Da mesma forma, Jörg Krämer, economista-chefe do Commerzbank, considera que as medidas reduzem o risco. “O BCE fez bem em não cortar juros. Nunca hesitei em criticar a política monetária do BCE, mas hoje tenho de dizer que tenho respeito pela decisão do BCE em não cortar juros ainda mais, mesmo apesar da elevada pressão do mercado financeiro. Ao contrário do antecessor Draghi, a presidente do BCE Lagarde ousou desapontar o mercado“, elogia.
Esse desapontamento foi claro em todos os ativos. A yield das obrigações de Itália — o segundo país afetado pelo coronavírus — a dez anos agravou e voltou a ultrapassar os 1,5%. A fuga alastrou a outros países vistos como mais arriscados, incluindo Portugal, cuja yield a dez anos subiu para 0,725%, no valor mais elevado desde junho do ano passado. Em sentido contrário, o juro das Bunds alemãs recuou para terreno ainda mais negativo, tendo chegado a tocar -0,802%.
Banca não reage. Esperança está na dívida das PME
Não só na dívida se viu o desagrado. As ações, que reagiam já negativamente à proibição dos EUA de entrarem pessoas ou bens da Europa no país durante 30 dias, aprofundaram as perdas. O Stoxx 600 acabou o dia a perder 11,5%, acima dos 9,76% do português 9,76%. Nem os bancos — que irão beneficiar de medidas de alívio do impacto — valorizaram. Aliás, o europeu Stoxx Banks afundou 14,35% e o BCP nunca valeu tão pouco em bolsa.
Mas se há medidas, porque é que não houve uma reação positiva? “Apesar da sensibilidade da liquidez adicional, os bancos já estão inundados por liquidez e, como disse a presidente do BCE, não há sinais de stress para o funcionamento dos bancos”, explicou Zangana.
Por outro lado, o reforço da compra de ativos poderá ser útil, mas o BCE não abandonou a chave de capital que define a quantidade de dívida pública que poderá comprar de cada país. Ou seja, os 120 mil milhões não deverão ser usados para ajudar o país em maiores dificuldades: Itália. “O abandono da chave de capital teria impulsionado a confiança dos mercados, mas ao mesmo tempo significaria que o BCE entraria nos domínios do financiamento monetário, o que é ilegal face ao atual mandato”, alertou o economista da Schroders.
Caso a banca não tenha capacidade de repassar a liquidez à economia real, há ainda a expectativa que as empresas, especialmente as pequenas e médias, recorram o financiamento através de dívida para travar o impacto do surto.
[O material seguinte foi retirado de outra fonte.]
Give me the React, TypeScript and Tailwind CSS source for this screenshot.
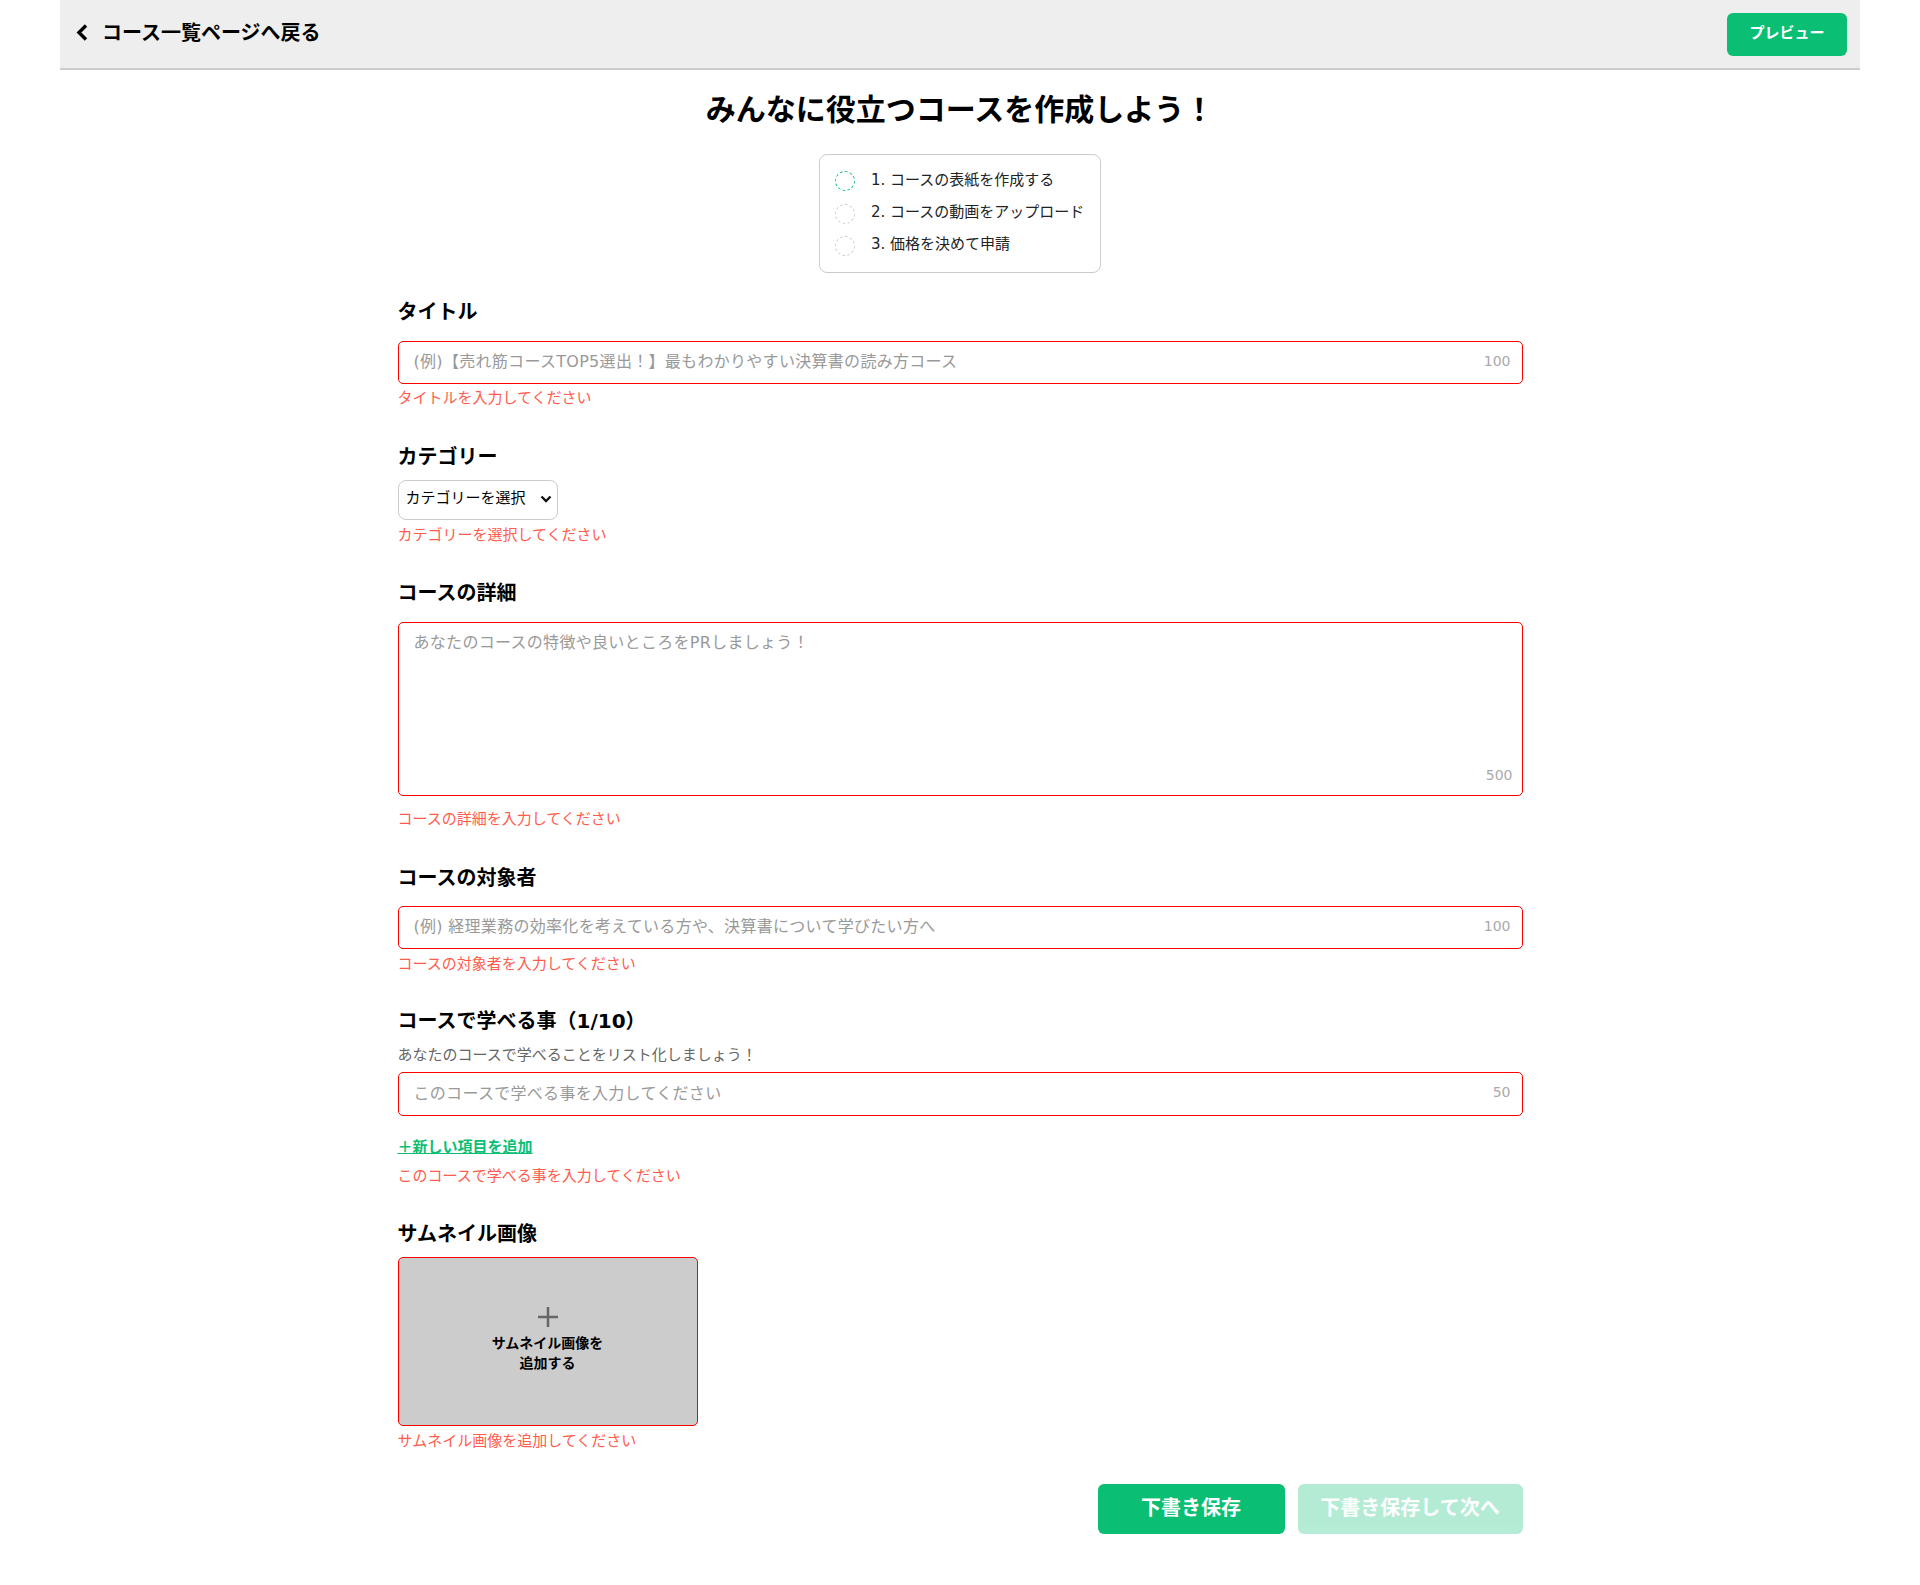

“O apoio aos mercados de crédito com grau de investimento deverá ser forte”, diz Franck Dixmier, global head of fixed income da Allianz Global Investors, lembrando que o programa de compra de dívida corporativa situa-se atualmente entre os três e os quatro mil milhões por mês. “Se todo o novo envelope for alocado ao setor privado, o valor para apoiar os negócios é três vezes superior. Isto deverá cobrir o total de emissões feitas no mercado de dívida com grau de investimento“, acrescenta.